Lavinyaa Pash said...

"The summer was really great. But it ended fast. Well, I really wanted it to end faster. Probably that I am the only girl in the world to want summer to end. I think that everyone wants to... What do they want? I don't know. I can't read mind. What I know is that I want my birthday to come faster. Not for presents, money and much love, I want that because I want to become 18 faster. My mother thinks that I am still a child and maybe at 18 years old she will change her opinions.

Marguerite Hall said...

“Holy shit! That would be so cool if it weren’t about to kill us,” Adam exclaimed as he and his fellow firefighters gawked in awe at the sight unfolding before them. The full magnitude became clear as the fire truck made the last turn as it raced toward the scene.

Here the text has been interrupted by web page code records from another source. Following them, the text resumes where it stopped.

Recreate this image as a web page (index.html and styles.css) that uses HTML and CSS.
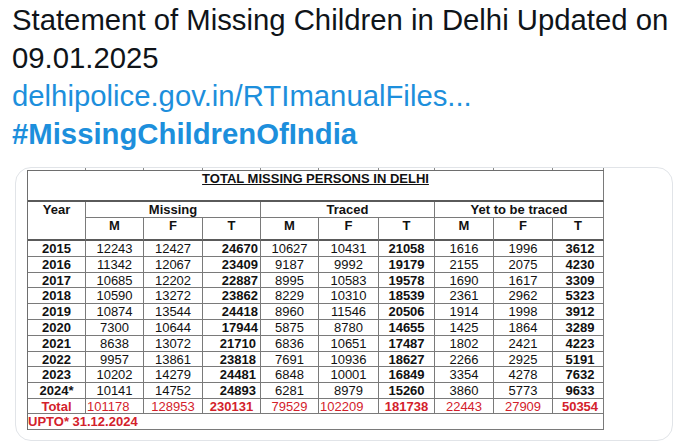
FILE: index.html
```html
<!DOCTYPE html>
<html lang="en">
<head>
<meta charset="utf-8">
<title>Statement of Missing Children in Delhi</title>
<link rel="stylesheet" href="styles.css">
</head>
<body>
<div class="tweet">
  <p class="tweet-text">Statement of Missing Children in Delhi Updated on 09.01.2025<br><a class="link" href="#">delhipolice.gov.in/RTImanualFiles...</a><br><a class="hashtag" href="#">#MissingChildrenOfIndia</a></p>
  <div class="card">
    <div class="ticks"><span></span><span></span><span></span><span></span><span></span><span></span><span></span><span></span><span></span><span></span></div>
    <div class="stat-table">
      <div class="c title"><span class="title-text">TOTAL MISSING PERSONS IN DELHI</span></div>
      <div class="c b year-head">Year</div>
      <div class="c b group">Missing</div>
      <div class="c b group">Traced</div>
      <div class="c b group">Yet to be traced</div>
      <div class="c b sub">M</div><div class="c b sub">F</div><div class="c b sub">T</div>
      <div class="c b sub">M</div><div class="c b sub">F</div><div class="c b sub">T</div>
      <div class="c b sub">M</div><div class="c b sub">F</div><div class="c b sub">T</div>

      <div class="c b">2015</div><div class="c">12243</div><div class="c">12427</div><div class="c b r">24670</div><div class="c">10627</div><div class="c">10431</div><div class="c b">21058</div><div class="c">1616</div><div class="c">1996</div><div class="c b yt">3612</div>
      <div class="c b">2016</div><div class="c">11342</div><div class="c">12067</div><div class="c b r">23409</div><div class="c">9187</div><div class="c">9992</div><div class="c b">19179</div><div class="c">2155</div><div class="c">2075</div><div class="c b yt">4230</div>
      <div class="c b">2017</div><div class="c">10685</div><div class="c">12202</div><div class="c b r">22887</div><div class="c">8995</div><div class="c">10583</div><div class="c b">19578</div><div class="c">1690</div><div class="c">1617</div><div class="c b yt">3309</div>
      <div class="c b">2018</div><div class="c">10590</div><div class="c">13272</div><div class="c b r">23862</div><div class="c">8229</div><div class="c">10310</div><div class="c b">18539</div><div class="c">2361</div><div class="c">2962</div><div class="c b yt">5323</div>
      <div class="c b">2019</div><div class="c">10874</div><div class="c">13544</div><div class="c b r">24418</div><div class="c">8960</div><div class="c">11546</div><div class="c b">20506</div><div class="c">1914</div><div class="c">1998</div><div class="c b yt">3912</div>
      <div class="c b">2020</div><div class="c">7300</div><div class="c">10644</div><div class="c b r">17944</div><div class="c">5875</div><div class="c">8780</div><div class="c b">14655</div><div class="c">1425</div><div class="c">1864</div><div class="c b yt">3289</div>
      <div class="c b">2021</div><div class="c">8638</div><div class="c">13072</div><div class="c b r r4">21710</div><div class="c">6836</div><div class="c">10651</div><div class="c b">17487</div><div class="c">1802</div><div class="c">2421</div><div class="c b yt">4223</div>
      <div class="c b">2022</div><div class="c">9957</div><div class="c">13861</div><div class="c b r r4">23818</div><div class="c">7691</div><div class="c">10936</div><div class="c b">18627</div><div class="c">2266</div><div class="c">2925</div><div class="c b yt">5191</div>
      <div class="c b">2023</div><div class="c">10202</div><div class="c">14279</div><div class="c b r r4">24481</div><div class="c">6848</div><div class="c">10001</div><div class="c b">16849</div><div class="c">3354</div><div class="c">4278</div><div class="c b yt">7632</div>
      <div class="c b">2024*</div><div class="c">10141</div><div class="c">14752</div><div class="c b r r4">24893</div><div class="c">6281</div><div class="c">8979</div><div class="c b">15260</div><div class="c">3860</div><div class="c">5773</div><div class="c b yt">9633</div>

      <div class="c b red">Total</div><div class="c red l">101178</div><div class="c red">128953</div><div class="c b red">230131</div><div class="c red">79529</div><div class="c red l">102209</div><div class="c b red">181738</div><div class="c red">22443</div><div class="c red">27909</div><div class="c b red yt">50354</div>

      <div class="c upto">UPTO* 31.12.2024</div>
    </div>
  </div>
</div>
</body>
</html>
```

FILE: styles.css
```css
body {
  margin: 0;
  background: #ffffff;
  font-family: "Liberation Sans", Arial, sans-serif;
}

.tweet-text {
  margin: 0;
  padding: 1px 4px 0 12px;
  font-size: 29.3px;
  line-height: 38px;
  color: #0f1419;
}

.link,
.hashtag {
  color: #1d8fdc;
  text-decoration: none;
}

.hashtag {
  font-weight: bold;
}

.card {
  margin: 14px 0 0 15px;
  width: 658px;
  height: 274px;
  box-sizing: border-box;
  border: 1px solid #e1e4e8;
  border-radius: 16px;
  overflow: hidden;
  padding-left: 11px;
  background: #ffffff;
}

.ticks,
.stat-table {
  display: grid;
  grid-template-columns: 58px 58px 59px 58px 58px 60px 56px 59px 59px 51px;
}

.ticks {
  height: 2px;
  padding-left: 1px;
}

.ticks span {
  border-right: 1px solid #8a8a8a;
}

.stat-table {
  grid-template-rows: 31px 16px 23px 16px 16px 15px 16px 16px 16px 16px 15px 16px 16px 15px 16px;
  width: 577px;
  box-sizing: border-box;
  border-top: 1px solid #6e6e6e;
  border-left: 1px solid #6e6e6e;
  font-size: 13px;
  color: #111111;
}

.c {
  display: flex;
  align-items: center;
  justify-content: center;
  border-right: 1px solid #7a7a7a;
  border-bottom: 1px solid #7a7a7a;
  line-height: 15px;
  white-space: nowrap;
  overflow: hidden;
}

.title {
  grid-column: 1 / -1;
  align-items: flex-start;
  border-bottom: 2px solid #5a5a5a;
  font-weight: bold;
  font-size: 13px;
}

.title-text {
  text-decoration: underline;
}

.year-head {
  grid-row: span 2;
  align-items: flex-start;
  border-bottom: 2px solid #5a5a5a;
}

.group {
  grid-column: span 3;
}

.sub {
  align-items: flex-start;
  border-bottom: 2px solid #5a5a5a;
}

.b {
  font-weight: bold;
}

.r {
  justify-content: flex-end;
  padding-right: 2px;
}

.r4 {
  padding-right: 4px;
}

.l {
  justify-content: flex-start;
  padding-left: 1px;
}

.yt {
  padding-left: 4px;
}

.red {
  color: #d3212b;
}

.upto {
  grid-column: 1 / -1;
  justify-content: flex-start;
  font-weight: bold;
  font-size: 13px;
  color: #d3212b;
}
```
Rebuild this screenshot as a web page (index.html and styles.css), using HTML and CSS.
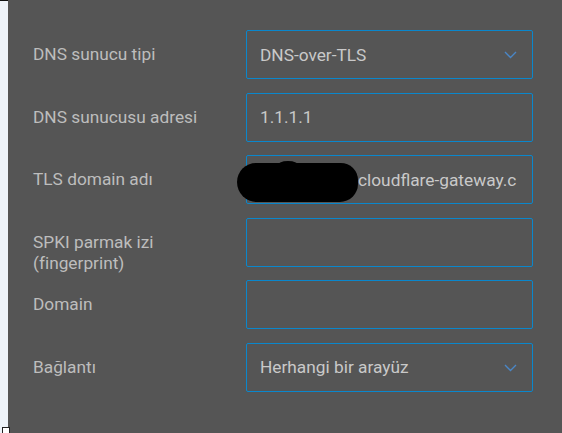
FILE: index.html
```html
<!DOCTYPE html>
<html lang="tr">
<head>
    <meta charset="UTF-8">
    <meta name="viewport" content="width=device-width, initial-scale=1.0">
    <title>DNS ayarları</title>
    <link rel="stylesheet" href="styles.css">
</head>
<body>
    <div class="page">
        <div class="side-strip"></div>
        <div class="panel">
            <div class="form">
                <div class="label">DNS sunucu tipi</div>
                <div class="field select">
                    <span class="value">DNS-over-TLS</span>
                    <svg class="chevron" width="13" height="8" viewBox="0 0 13 8"><path d="M1 1 L6.5 6.5 L12 1" fill="none" stroke="#4a86c6" stroke-width="1.4"/></svg>
                </div>

                <div class="label">DNS sunucusu adresi</div>
                <div class="field"><span class="value">1.1.1.1</span></div>

                <div class="label">TLS domain adı</div>
                <div class="field redacted">
                    <span class="value shifted">cloudflare-gateway.c</span>
                    <div class="blob"></div>
                </div>

                <div class="label">SPKI parmak izi<br>(fingerprint)</div>
                <div class="field"></div>

                <div class="label">Domain</div>
                <div class="field"></div>

                <div class="label">Bağlantı</div>
                <div class="field select">
                    <span class="value">Herhangi bir arayüz</span>
                    <svg class="chevron" width="13" height="8" viewBox="0 0 13 8"><path d="M1 1 L6.5 6.5 L12 1" fill="none" stroke="#4a86c6" stroke-width="1.4"/></svg>
                </div>
            </div>
        </div>
    </div>
    <div class="corner-box"></div>
</body>
</html>
```

FILE: styles.css
```css
* {
    margin: 0;
    padding: 0;
    box-sizing: border-box;
}

html, body {
    height: 100%;
}

body {
    font-family: Roboto, "Liberation Sans", sans-serif;
    background: #555555;
    overflow: hidden;
}

.page {
    display: flex;
    height: 100%;
}

.side-strip {
    width: 8px;
    flex-shrink: 0;
    background: #eef3f9;
    border-top: 1px solid #111;
}

.panel {
    flex: 1;
    background: #555555;
    padding: 30px 0 0 25px;
}

.form {
    display: grid;
    grid-template-columns: 213px 287px;
    grid-auto-rows: 49px;
    row-gap: 13.5px;
}

.label {
    color: #bdbdbd;
    font-size: 17.3px;
    line-height: 21px;
    padding-top: 14px;
    white-space: nowrap;
}

.field {
    position: relative;
    height: 49px;
    border: 1px solid #0a87cc;
    border-radius: 2px;
    display: flex;
    align-items: center;
    padding: 0 14px 0 13px;
}

.value {
    color: #c9c9c9;
    font-size: 17.3px;
    white-space: nowrap;
}

.select .value {
    flex: 1;
}

.chevron {
    margin-right: 1px;
    margin-top: 1px;
}

.shifted {
    padding-left: 98px;
}

.blob {
    position: absolute;
    left: -10px;
    top: 7px;
    width: 121px;
    height: 39px;
    background: #000;
    border-radius: 20px 18px 19px 21px;
}

.blob::before {
    content: '';
    position: absolute;
    left: 40px;
    top: -2px;
    width: 22px;
    height: 10px;
    background: #000;
    border-radius: 50%;
}

.corner-box {
    position: absolute;
    left: 2px;
    bottom: 0;
    width: 8px;
    height: 6px;
    background: #fff;
    border: 1px solid #222;
    border-bottom: none;
}
```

surreptitiousstudios said...

There are many kinds of maps. Maps that mark the paths of rivers through dark forests. Maps that line by line trace the height of mountains, hills and valleys in between. Maps of stars and maps of the moon, and maps which contain folded secrets, if you only knew the trick. Even maps of the imagination. (How many times did I have to check that map at the front of the book while reading The Hobbit?) This was not one of those maps. This was a hand drawn map of human hopelessness. Twenty-two, twenty-four and thirty-five Beasley Crescent. My little brother's paper route, and I was tucking folded wads of newsprint into mailboxes, one by one while he was at home, and sick in bed.

Katie Bartlett said...

Cape Mare, the sandy spit of land I call home, has a secret. Over one hundred years ago, the Settlers, its first inhabitants, vanished. They left behind traces of their lives, lost treasures that no one but us locals can find. Mac and I especially. And this summer, we're making money off what we know.
The mystery of our island will be available for tourists to buy.
For a dollar a piece.

Becca said...

The clouds choking the sky spoke of snow as Jacob Patterson walked bare foot along the grimy sidewalk, in search of a certain number. He checked the tarnished metal numerals on the tall and ominous buildings he passed, comparing them with the torn, soiled scrap of paper he held in his hand. The ad printed upon it bore a picture of a woman with a serene smile – she promised food and a place to live in exchange for a year. He wasn’t keen on being a “test subject,” but he was starving to death and he knew it. If he didn’t volunteer, he would be giving up on himself and his life. The ad was his last hope in a dying world, a world that was taking him and everyone else with it to the grave.